Last year, the EIA recorded a 57 Bcf injection and the five-year average stands at 63 Bcf.

The reference week included the record heat in the Pacific Northwest, as well as hot weather on the East Coast. Meanwhile, after weeks of maintenance, liquefied natural gas (LNG) feed gas demand soared back above 11 Bcf on several days. Production also was lower in both the Northeast and the South Central region.

Broken down by region, the South Central stunned market observers with a rare withdrawal in both salt and nonsalt facilities, declining by a net 14 Bcf in the reference week.

Enelyst participants noted that the draw wasn’t because of heat in Texas. Instead, the reduced production combined with low wind generation likely led to the surprise draw. Enelyst managing director Het Shah said wind generation was “really messing with the power stack. The same level of coal isn’t there anymore to react when prices move higher.”

Tudor, Pickering, Holt & Co. (TPH) analysts said the South Central remains the “soup du jour” but noted that July withdrawals aren’t uncommon. Both July and August tend to post monthly draws.

“That said, the draw underscores the markets’ tightness as LNG exports returned to the fray, with exports averaging around 11 Bcf/d, in line with our modeling, since returning from maintenance mid-June,” the TPH team said.

Elsewhere, the Midwest reported a 15 Bcf injection into storage, according to EIA. The East added 8 Bcf, and the Mountain region added 4 Bcf. Pacific inventories rose by 2 Bcf. 

Total working gas in storage rose to 2,574 Bcf, which is 551 Bcf below year-ago levels and 190 Bcf below the five-year average. Last week, the deficit to the five-year average stood at 143 Bcf.

Wood Mackenzie, which had pegged the build at 23 Bcf, said compared to degree days and normal seasonality, the latest EIA figure appears tight by around 4 Bcf/d versus the prior five-year average. The surprisingly low injection was driven by an additional 18 degree days that added about 30 Bcf of weather demand. There also was a large week/week decline in nuclear/renewable generation.

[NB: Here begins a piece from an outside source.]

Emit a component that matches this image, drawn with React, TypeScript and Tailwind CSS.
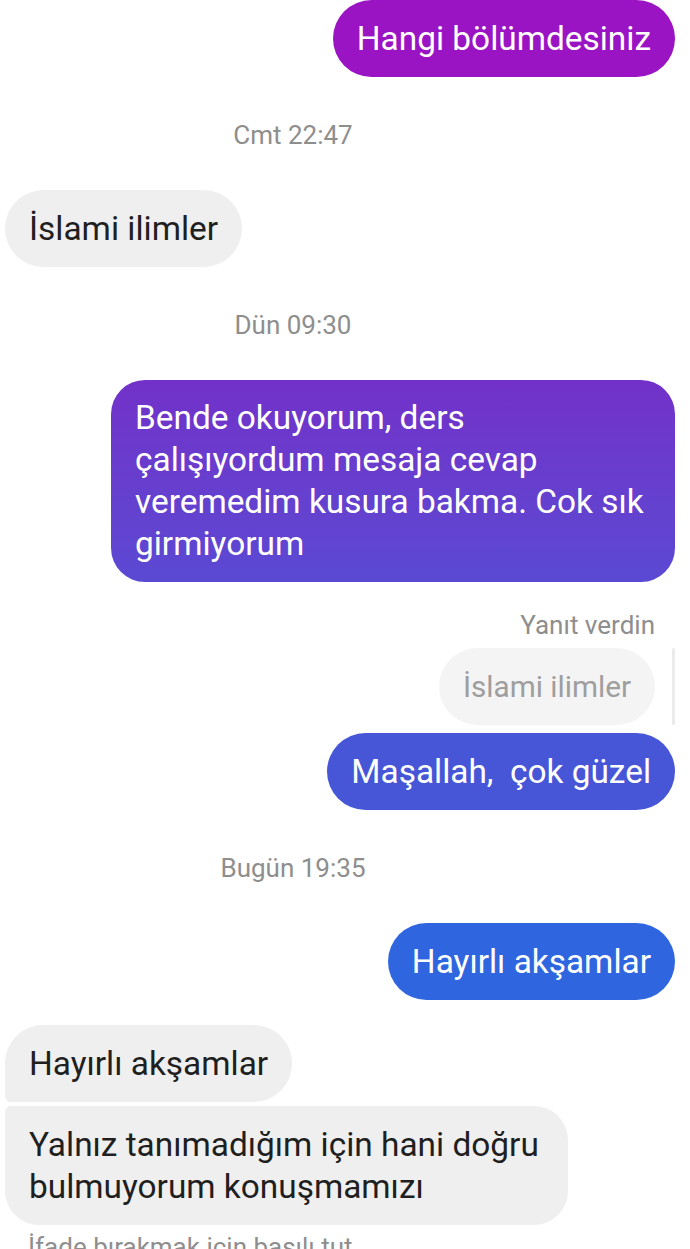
import React from "react";

function Stamp({ children }: { children: React.ReactNode }) {
  return (
    <div className="h-[113px] shrink-0 w-[586px] flex items-center justify-center text-[26px] leading-[30px] pt-[2px] text-[#8e8e8e]">
      {children}
    </div>
  );
}

export default function App() {
  return (
    <div
      className="w-[690px] h-[1249px] overflow-hidden bg-white"
      style={{ fontFamily: "Roboto, 'Noto Sans', sans-serif" }}
    >
      <div className="flex flex-col">
        <div className="flex justify-end pr-[15px]">
          <div className="rounded-full bg-[#9a14c3] text-white text-[33.4px] leading-[42px] px-[24px] py-[17.5px] whitespace-nowrap">
            Hangi bölümdesiniz
          </div>
        </div>

        <Stamp>Cmt 22:47</Stamp>

        <div className="flex justify-start pl-[5px]">
          <div className="rounded-full bg-[#efefef] text-[#1f1f1f] text-[33.4px] leading-[42px] px-[24px] py-[17.5px] whitespace-nowrap">
            İslami ilimler
          </div>
        </div>

        <Stamp>Dün 09:30</Stamp>

        <div className="flex justify-end pr-[15px]">
          <div className="w-[564px] rounded-[34px] bg-gradient-to-b from-[#7231c9] to-[#5a49d3] text-white text-[33.4px] leading-[42px] pl-[24px] pr-[16px] py-[17px]">
            Bende okuyorum, ders
            <br />
            çalışıyordum mesaja cevap
            <br />
            veremedim kusura bakma. Cok sık
            <br />
            girmiyorum
          </div>
        </div>

        <div className="flex justify-end pr-[35px] mt-[29px] text-[26px] leading-[28px] text-[#8e8e8e]">
          Yanıt verdin
        </div>

        <div className="flex justify-end items-stretch pr-[15px] mt-[9px] gap-[17px]">
          <div className="rounded-full bg-[#f4f4f4] text-[#9e9e9e] text-[29.7px] leading-[42px] px-[24px] py-[17.5px] whitespace-nowrap">
            İslami ilimler
          </div>
          <div className="w-[3px] rounded-full bg-[#ebebeb]" />
        </div>

        <div className="flex justify-end pr-[15px] mt-[8px]">
          <div className="rounded-full bg-[#4656d7] text-white text-[33.4px] leading-[42px] px-[24px] py-[17.5px] whitespace-pre">
            {"Maşallah,  çok güzel"}
          </div>
        </div>

        <Stamp>Bugün 19:35</Stamp>

        <div className="flex justify-end pr-[15px]">
          <div className="rounded-full bg-[#2f66e0] text-white text-[33.4px] leading-[42px] px-[24px] py-[17.5px] whitespace-nowrap">
            Hayırlı akşamlar
          </div>
        </div>

        <div className="flex flex-col items-start pl-[5px] mt-[25px] gap-[4px]">
          <div className="rounded-tl-[38px] rounded-tr-[38px] rounded-br-[38px] rounded-bl-[6px] bg-[#efefef] text-[#1f1f1f] text-[33.4px] leading-[42px] px-[24px] py-[17.5px] whitespace-nowrap">
            Hayırlı akşamlar
          </div>
          <div className="w-[563px] rounded-tl-[6px] rounded-tr-[34px] rounded-br-[34px] rounded-bl-[34px] bg-[#efefef] text-[#1f1f1f] text-[33.4px] leading-[42px] pl-[24px] pr-[16px] py-[17.5px]">
            Yalnız tanımadığım için hani doğru
            <br />
            bulmuyorum konuşmamızı
          </div>
        </div>

        <div className="pl-[28px] mt-[8px] text-[26px] leading-[28px] text-[#8e8e8e] whitespace-nowrap">
          İfade bırakmak için basılı tut
        </div>
      </div>
    </div>
  );
}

Wood Mackenzie natural gas analyst Eric Fell noted that wind generation during the reference week was the lowest weekly wind output of the year. Meanwhile, the TCO outage also influenced storage behavior.

As for what lies ahead, there is a likelihood that strong demand forecast for the 11- to 15-day period may carry over to the 16- to 20-day period, according to NatGasWeather. Hot high pressure is expected to produce widespread highs of mid-80s to 100s. “This should steadily march deficits towards 250 Bcf by late July,” the forecaster said.

Mobius Risk Group said there are 17 reporting periods left in the traditional injection season. In order for total inventory to approach 3.6 Tcf, a level many market participants predicted before the injection season began, the average weekly build would need to be near 60 Bcf from July through October.

“Clearly, there will be smaller builds in July and August versus the fall shoulder season, but the first full week of July is hinting at the potential for sub-40 Bcf builds for the balance of peak cooling season (July-Aug),” Mobius said. “If this proves to be the case, a cumulative build of 320 Bcf over an eight-week period would mean September and October injections would need to average almost 80 Bcf in order for 3.6 Tcf of inventory to be reached.”

The next reporting period is to include the Independence Day holiday, Mobius noted. As such, whatever build is reported would need to be adjusted before extrapolating to the remaining weeks in July and August.

At present, the likelihood of a sub-50 Bcf injection next Thursday appears to be high, according to Mobius. Monday’s weekly storage postings from various operators carry added weight because of the holiday.

“In the event a sub-40 Bcf build is reported, the market will have to quickly consider the implications of a cumulative July build of less than 150 Bcf.”